Friday, 6 June 2014

A day of soldering

My big parcel from Hobbyking arrived today. Hurrah! Lots of new batteries, another charger (now I have five) and some bits and pieces.

One of my existing 4S batteries, is completely refusing to respond, so I'm glad that I ordered a 4s to replace it. But the main order was four 8s batteries. 8s means 30 volts; one of these little fellows is all I need to power my bike. It's 4 amp-hours, and only 820 grams (what I'm currently using is 5 AH, and 1050 grams).

As soon as I saw those 8s batteries, I could see a problem. They have a main power lead, like the 4s ones, but the balance port isn't an 8s cable, it's two 4s cables. So I contacted Hobbyking to ask how I was supposed to charge this up. They said that I needed an XH multi-pack balance board, which costs only £2.53. But the important thing was, they didn't have any. Not in their UK warehouse, and not in their Chinese warehouse. And if I asked them when they would be available, they wouldn't know (optionally, they would pretend that they did know and give me a date, and be really apologetic when that didn't happen). So now I have four 8s batteries, and no way to charge them.

And that's where my trusty soldering iron came in. I had some 8s extension cables. I cut one of them in half, and I cut two 4s cables in half, and soldered the two 4s pieces to the 8s piece. That's not as simple as it sounds; you have to connect the correct wires on each side, otherwise when you plug it into the battery, there's a bang and a cloud of smoke as 100 amps tries to rush across a wire thick enough for five amps. I won't explain here how the wiring goes, but if anyone needs to know, email me.

So I soldered it up, and also made an adaptor to convert the 4mm bullets that the battery comes with, to an EC5 which is my preferred power connector, and then I plugged it all in, and ... no smoke! So I powered up the charger, and plugged that in - still no catastrophic short. So I charged it up. And then I did the same for the other three 8s batteries. So now I have four 8s, 4ah batteries, which is 16ah at 8s, and which is probably enough for most days out.

It'll be pouring with rain tomorrow, according to the forecast, so we won't be going out caching, but if there's a dry spell, I'll use it to test the bike with the new batteries.

I also ordered six 2s batteries, because I found that running at 10s (37 volts) is a bit peppier than 8s. So I can put a 2s in series with an 8s (or a pair of 4s) to give me 10s any time I want a boost. And I had to make 4mm to EC5 adaptors for those, also. I ran out of 2s extension leads, so I ordered 10 more from China. And I wired up the new charger, so that I can use it to charge up to six 4s batteries at once. I now have five chargers; two for 8s, two for 4s and one for 2s (although I have some flexibility in that) and all of these are powered by old 2U PC power supplies that I consider too dodgy to use for PCs because they aren't reliable enough, but they're good enough for this purpose.

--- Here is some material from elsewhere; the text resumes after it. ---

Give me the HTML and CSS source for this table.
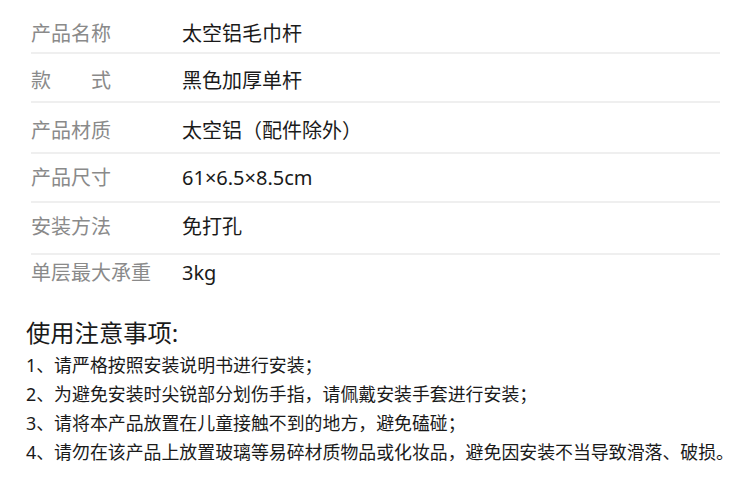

The last bit of soldering I did, was an idea I had when I was out yesterday. I'm using one of my bike batteries, via a step-down card, to charge up the PDA while I sit in the car for lunch. It occurred to me that I could use the big lead-acid battery that I keep in the car as an emergency start-the-car thing (and it also has a tire pump, and a cigarette-lighter socket). If I had the sort of plug that plugs into that socket, wired to an EC5, then I could use the lead-acid to charge my PDA (or even the main car battery). I took the plug from a dead inverter (I tend to keep things that break that might have useful components), and a quick bit of soldering gave me what I needed.

Another arrival today was a pair of Altura panniers. I like Altura, because they're sturdy, they fix to my rear rack in a way that means they can't bounce off, and yet they're quick release (and have a handy handle) so that when I encounter an obstacle, I only have to unplug one plug, lift the pannier off the rack, and then lifting the bike is about five kilograms easier. And believe me, that five kilograms makes a big difference! I got these Alturas second hand, but they're in excellent condition. I got them cheap because they're missing the fixing that attaches the pannier to the lower end of the rack. But A) I probably won't need that, and B) I can always use the fixing from my existing pannier, which is looking very sad and sorry, because I've had to glue patches to it because parts of it have worn away, because of the extreme abuse that it suffers.

Also today, my new camera arrived. It's like the GoPro, except it's a fraction of the cost. Same shape and size, same resolution. I can attach it to my bike handlebars, or to my helmet.